The text is divided into 4 parts: an intro and 3 individual texts for different movies.
Part 1 Intro: Emir Kusturica and his “Gypsies”
Part 2: Opinion on “Time of the Gypsies” (1989)
You are here: Part 3: Opinion on “Black cat, white cat”
Part 4: Opinion on “Blue Gipsy – All the invisible children”
Part 3 | “Black Cat, White Cat” (1998)
by Laura Moldovan
After winning the Cannes award for “Best Director” for “Time of the Gypsies”, Emir Kusturica starts shooting “Arizona Dream” in New York. He was able to win over well-known actors such as Johnny Depp and Jerry Lewis for this production. This is the beginning of a difficult time in the biography of Kusturica.

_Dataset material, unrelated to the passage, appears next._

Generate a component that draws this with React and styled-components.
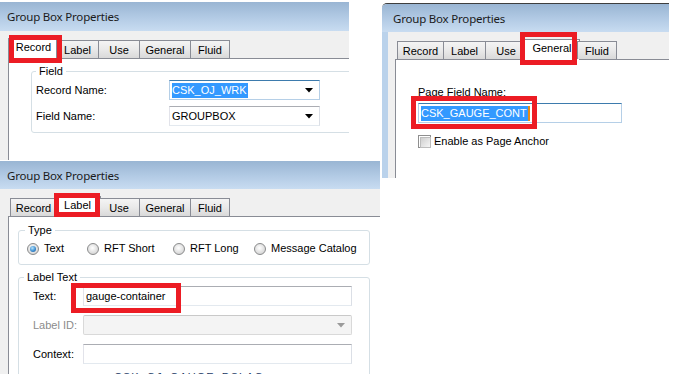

The work on Arizona Dream strikes him hard – his father dies and his homeland Yugoslavia falls apart in the war. After the death of his father, Kusturica returns to ex-Yugoslavia and shoots his most courageous film “Underground”, in which he critically reflects on the history of his homeland in the last 50 years. “I’m not trying to say that I’m a genius, but “Underground” was the strongest attack on Milosevic,” Kusturica said in an interview with The Guardian in 1999.
At this point in his career, Kusturica actually wanted to stop making films. He felt as he had fulfilled his “duty” and sensed strong political pressure. Afterwards began the work on the film “Black cat, white cat”. Due to his negative experiences with the movie “Underground”, Emir Kusturica reconsiders his thematic (critical) orientation and his style and decides to change the tone of voice, to cover more shallow themes and fade his films away into “happy endings”.
The original title of the movie “Black Cat, White Cat” was “Acrobatic Music”. A scene that makes it easy to understand how this working title came about is the one showing a group of musicians tied to a tree as if it were the most normal thing in the world. This implies that the craziest things and situations are common in the life of the Roma. Kusturica allows himself to let his imagination run wild in this film and to come up with the most ridiculous and strange hypotheses about Roma and their culture.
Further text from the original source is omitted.